Deb Wall, who hunts mostly quail and pheasants in Kansas, said that her WHVs hunt within about 100 yards, are very biddable and retrieve naturally.

The typical WHV takes easily to water and waterfowl hunting. In fact, WVCA intends to include water tests in their forthcoming working certificate program. Being a relatively calm breed, WHVs find it easy to relax in the blind during the long quiet spells between spurts of fast action. They especially enjoy the close camaraderie with the boss and his hunting buddies that sitting together in a blind offers them.

Can they withstand extremely cold water like a Chesapeake? Of course not! The WHV is a generalist, not a specialist in any of his varied lines of work. Deb Wall answered the cold weather waterfowling question quite well: "My WHVs can handle it better than I can. I'm always ready to go in before they are."

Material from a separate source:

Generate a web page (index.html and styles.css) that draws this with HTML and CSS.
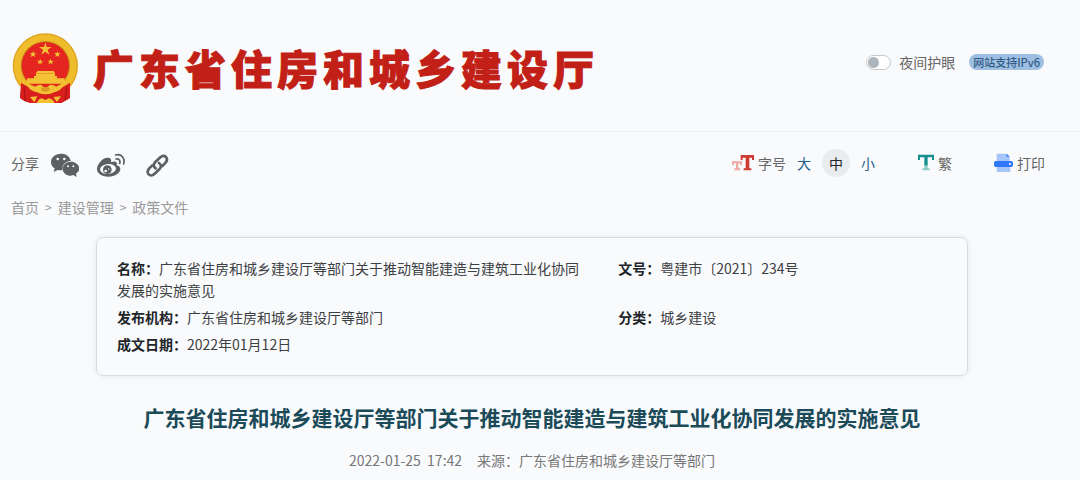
FILE: index.html
```html
<!DOCTYPE html>
<html lang="zh-CN">
<head>
  <meta charset="UTF-8" />
  <meta name="viewport" content="width=device-width, initial-scale=1" />
  <title>广东省住房和城乡建设厅</title>
  <link rel="stylesheet" href="styles.css">
</head>
<body>
  <header class="header">
    <a href="#" class="logo">
      <svg class="emblem" viewBox="33 36 204 222" aria-hidden="true">
        <path fill="#c4161c" d="M64 190L60 234L74 244L92 249L103 240L114 249H160L170 241L183 249L210 234L208 190Z" />
        <circle cx="136" cy="138" r="98" fill="#dda522" />
        <circle cx="136" cy="138" r="94" fill="#efbd2c" />
        <circle cx="136" cy="137" r="74" fill="#c98a1c" />
        <circle cx="136" cy="137" r="71" fill="#e52620" />
        <path fill="#d81f1e" d="M63 188L94 206Q136 240 180 206L210 188V234L184 249H90L61 234Z" />
        <path fill="none" stroke="#a30f16" stroke-width="3" d="M72 200L76 242M200 200L196 240" />
        <g fill="#f3c234">
          <path d="M136 67L140 81H155L143 89L148 104L136 95L124 104L129 89L117 81H132Z" />
          <path d="M100 93L102 100H109L103 104L106 111L99 107L92 111L95 104L90 99H97Z" />
          <path d="M173 94L175 100H182L176 104L179 111L172 107L166 111L168 104L163 99H170Z" />
          <path d="M121 117L123 123H130L124 127L126 133L120 129L114 133L116 126L111 122H118Z" />
          <path d="M152 117L155 123H161L156 127L158 133L152 129L145 133L148 126L143 122H149Z" />
          <path d="M112 153H161L166 161H107ZM108 162H165V168H171V175H102V168H108ZM82 175H194V191H78Z" />
          <path d="M82 194Q98 194 104 200L114 196Q122 192 128 199Q136 206 145 199Q152 192 160 196L170 200Q176 194 190 194Q184 214 158 216Q136 228 114 216Q88 214 82 194Z" />
          <path d="M90 231L112 229L103 247ZM160 231L183 229L171 246ZM110 249Q116 236 126 235L136 240L146 235Q158 236 164 249Z" />
        </g>
        <ellipse cx="136" cy="208" rx="13" ry="7" fill="#d99a20" />
      </svg>
      <span class="site-name">广东省住房和城乡建设厅</span>
    </a>
    <div class="header-tools">
      <label class="night-mode"><input type="checkbox" class="switch" />夜间护眼</label>
      <span class="badge">网站支持IPv6</span>
    </div>
  </header>

  <main class="page">
    <div class="toolbar">
      <div class="share">
        <span>分享</span>
        <a href="#" aria-label="微信">
          <svg class="share-icon" viewBox="152 28 84 84">
            <path fill="#5d5f61" d="M182 42C164 42 152 53 152 67C152 76 156 82 163 86L160 97L172 91Q180 93 187 91C184 76 195 65 211 64C209 50 197 42 182 42Z" />
            <path fill="#5d5f61" d="M211 66C198 66 187 75 187 87C187 100 199 108 211 108L219 106L229 112L227 102C233 98 237 93 237 87C237 75 225 66 211 66Z" />
            <g fill="#f9fafc">
              <circle cx="172" cy="58" r="4" /><circle cx="192" cy="58" r="4" />
              <circle cx="203" cy="80" r="3" /><circle cx="219" cy="80" r="3" />
            </g>
          </svg>
        </a>
        <a href="#" aria-label="微博">
          <svg class="share-icon" viewBox="291 28 84 84">
            <path fill="#5d5f61" d="M322 54C308 54 291 74 291 88C291 103 308 111 325 111C346 111 361 99 361 88C361 81 355 78 350 77C353 69 349 62 333 68C335 60 333 54 322 54Z" />
            <ellipse cx="324" cy="88" rx="24" ry="15" fill="#f9fafc" transform="rotate(-6 324 88)" />
            <circle cx="322" cy="90" r="13" fill="#5d5f61" />
            <circle cx="317" cy="94" r="4" fill="#f9fafc" />
            <circle cx="326" cy="88" r="2" fill="#f9fafc" />
            <path fill="none" stroke="#5d5f61" stroke-width="5" stroke-linecap="round" d="M347 46C364 41 376 56 371 73M348 58C357 56 362 63 359 71" />
          </svg>
        </a>
        <a href="#" aria-label="复制链接">
          <svg class="share-icon" viewBox="429 28 84 84">
            <g fill="none" stroke="#5d5f61" stroke-width="8" stroke-linecap="round">
              <path d="M467 86C459 80 460 73 466 67L481 53C487 47 494 48 498 52C503 58 501 64 497 69L487 79" />
              <path d="M477 70C485 76 484 83 478 89L463 103C457 109 450 108 446 104C441 98 443 92 447 87L457 77" />
            </g>
          </svg>
        </a>
      </div>

      <div class="actions">
        <div class="font-size">
          <svg class="size-icon" viewBox="0 0 66 60" aria-hidden="true">
            <path fill="#cf3a32" d="M26 6H66V21H60V14H52V46H58V52H35V46H41V14H32V21H26Z" />
            <path fill="#eda7a5" d="M0 25H30V37H25V31H19V46H24V52H7V46H12V31H5V37H0Z" />
          </svg>
          <span>字号</span>
          <button type="button" class="size-btn">大</button>
          <button type="button" class="size-btn active">中</button>
          <button type="button" class="size-btn">小</button>
        </div>
        <button type="button" class="action-btn trad">
          <svg class="trad-icon" viewBox="0 0 48 60" aria-hidden="true">
            <path fill="#159090" d="M0 5H48V21H42V13H29V38H19V13H6V21H0Z" />
            <path fill="#8fcac9" d="M19 38H29V46H35V52H13V46H19Z" />
          </svg>
          繁
        </button>
        <button type="button" class="action-btn print">
          <svg class="print-icon" viewBox="0 0 57 60" aria-hidden="true">
            <path fill="#a5c5fb" d="M8 2H38L47 11V26H8ZM8 42H49V53Q49 57 45 57H12Q8 57 8 53Z" />
            <path fill="#3178f6" d="M38 2L47 11H38ZM5 24H52Q57 24 57 29V37Q57 42 52 42H5Q0 42 0 37V29Q0 24 5 24Z" />
            <circle cx="48" cy="33" r="3" fill="#fff" />
          </svg>
          打印
        </button>
      </div>
    </div>

    <nav class="breadcrumb">
      <a href="#">首页</a><span>&gt;</span><a href="#">建设管理</a><span>&gt;</span><a href="#">政策文件</a>
    </nav>

    <article class="article">
      <dl class="info">
        <div class="info-item"><dt>名称：</dt><dd>广东省住房和城乡建设厅等部门关于推动智能建造与建筑工业化协同发展的实施意见</dd></div>
        <div class="info-item"><dt>文号：</dt><dd>粤建市〔2021〕234号</dd></div>
        <div class="info-item"><dt>发布机构：</dt><dd>广东省住房和城乡建设厅等部门</dd></div>
        <div class="info-item"><dt>分类：</dt><dd>城乡建设</dd></div>
        <div class="info-item"><dt>成文日期：</dt><dd>2022年01月12日</dd></div>
      </dl>
      <h1 class="title">广东省住房和城乡建设厅等部门关于推动智能建造与建筑工业化协同发展的实施意见</h1>
      <p class="meta"><time datetime="2022-01-25T17:42">2022-01-25&nbsp; 17:42</time><span>来源：广东省住房和城乡建设厅等部门</span></p>
    </article>
  </main>
</body>
</html>
```
FILE: styles.css
```css
* {
  box-sizing: border-box;
}

body {
  margin: 0;
  background: #f9fafc;
  color: #666;
  font-family: "Noto Sans CJK SC", "Microsoft YaHei", sans-serif;
  font-size: 14px;
  line-height: 22px;
}

a {
  color: inherit;
  text-decoration: none;
}

button {
  padding: 0;
  border: none;
  background: none;
  color: inherit;
  font: inherit;
  cursor: pointer;
}

svg {
  display: block;
  flex: none;
}

/* header */
.header {
  display: flex;
  justify-content: space-between;
  align-items: flex-start;
  padding: 32px 36px 25px 11px;
  border-bottom: 1px solid #eceef0;
}

.logo {
  display: flex;
  align-items: center;
  gap: 14px;
}

.emblem {
  width: 68px;
  height: 74px;
}

.site-name {
  padding-bottom: 4px;
  color: #c21f17;
  font-size: 41px;
  font-weight: 900;
  line-height: 60px;
  letter-spacing: 5px;
  -webkit-text-stroke: 1px #c21f17;
}

.header-tools {
  display: flex;
  align-items: center;
  gap: 14px;
  margin-top: 19px;
}

.night-mode {
  display: flex;
  align-items: center;
  gap: 8px;
  cursor: pointer;
}

.switch {
  appearance: none;
  width: 25px;
  height: 15px;
  margin: 0;
  padding: 1px;
  border: 1px solid #c3c8cc;
  border-radius: 8px;
  background: #fff;
}

.switch::before {
  content: "";
  display: block;
  width: 11px;
  height: 11px;
  border-radius: 50%;
  background: #adb5bd;
}

.switch:checked::before {
  margin-left: auto;
}

.badge {
  padding: 0 4px;
  border-radius: 8px;
  background: #9fbfe2;
  color: #315b85;
  font-size: 11px;
  font-weight: 500;
  line-height: 16px;
}

/* toolbar */
.page {
  padding: 0 27px 0 11px;
}

.toolbar {
  display: flex;
  justify-content: space-between;
  align-items: center;
  padding: 17px 8px 0 0;
}

.share {
  display: flex;
  align-items: center;
  gap: 18px;
}

.share span {
  margin-right: -6px;
}

.share-icon {
  width: 28px;
  height: 28px;
}

.actions,
.font-size,
.action-btn {
  display: flex;
  align-items: center;
}

.font-size {
  gap: 4px;
}

.size-icon {
  width: 22px;
  height: 20px;
}

.size-btn {
  width: 28px;
  height: 28px;
  border-radius: 50%;
  color: #1f5f8b;
}

.size-btn.active {
  background: #e9ecef;
  color: #212529;
}

.action-btn {
  gap: 4px;
}

.trad {
  margin-left: 36px;
}

.print {
  margin-left: 42px;
}

.trad-icon {
  width: 16px;
  height: 20px;
}

.print-icon {
  width: 19px;
  height: 20px;
}

.breadcrumb {
  display: flex;
  gap: 6px;
  margin-top: 19px;
  color: #999;
}

.breadcrumb span {
  font-size: 12px;
}

/* article */
.article {
  margin: 19px 85px 0;
}

.info {
  display: grid;
  grid-template-columns: 3fr 2fr;
  gap: 5px 8px;
  margin: 0;
  padding: 19px 20px 20px;
  border: 1px solid #d9dcdf;
  border-radius: 7px;
  box-shadow: 0 0 6px rgba(0, 0, 0, 0.08);
  color: #3c4043;
}

.info-item {
  padding-right: 20px;
}

.info dt,
.info dd {
  display: inline;
  margin: 0;
}

.info dt {
  color: #212529;
  font-weight: 700;
}

.title {
  margin: 25px 0 0;
  color: #1b4a59;
  font-size: 21px;
  font-weight: 700;
  line-height: 32px;
  text-align: center;
}

.meta {
  display: flex;
  justify-content: center;
  gap: 15px;
  margin: 16px 0 0;
  color: #777;
}
```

Deb Wall also told me that she has sold WHV pups to falconers, who use pointing dog to locate and flush birds (on command) for their falcons to catch. Then, when the falcon is on the ground with its prey, the dog stands guard to protect it from predators. Falcons don't get airborne easily from the ground so are quite vulnerable there.

In summary, the WHV is a generalist. He can't run with field trial pointers. He can't break ice all day with a Chesapeake. But he can do everything the all-arounder, that is, the hunter who pursues whatever is in season, wants done, and he can do it very well.

The WHV hunts close (with and for you), has an excellent nose, retrieves naturally and takes readily to water work under reasonable conditions. And, when not working in the field, he's a charming family member.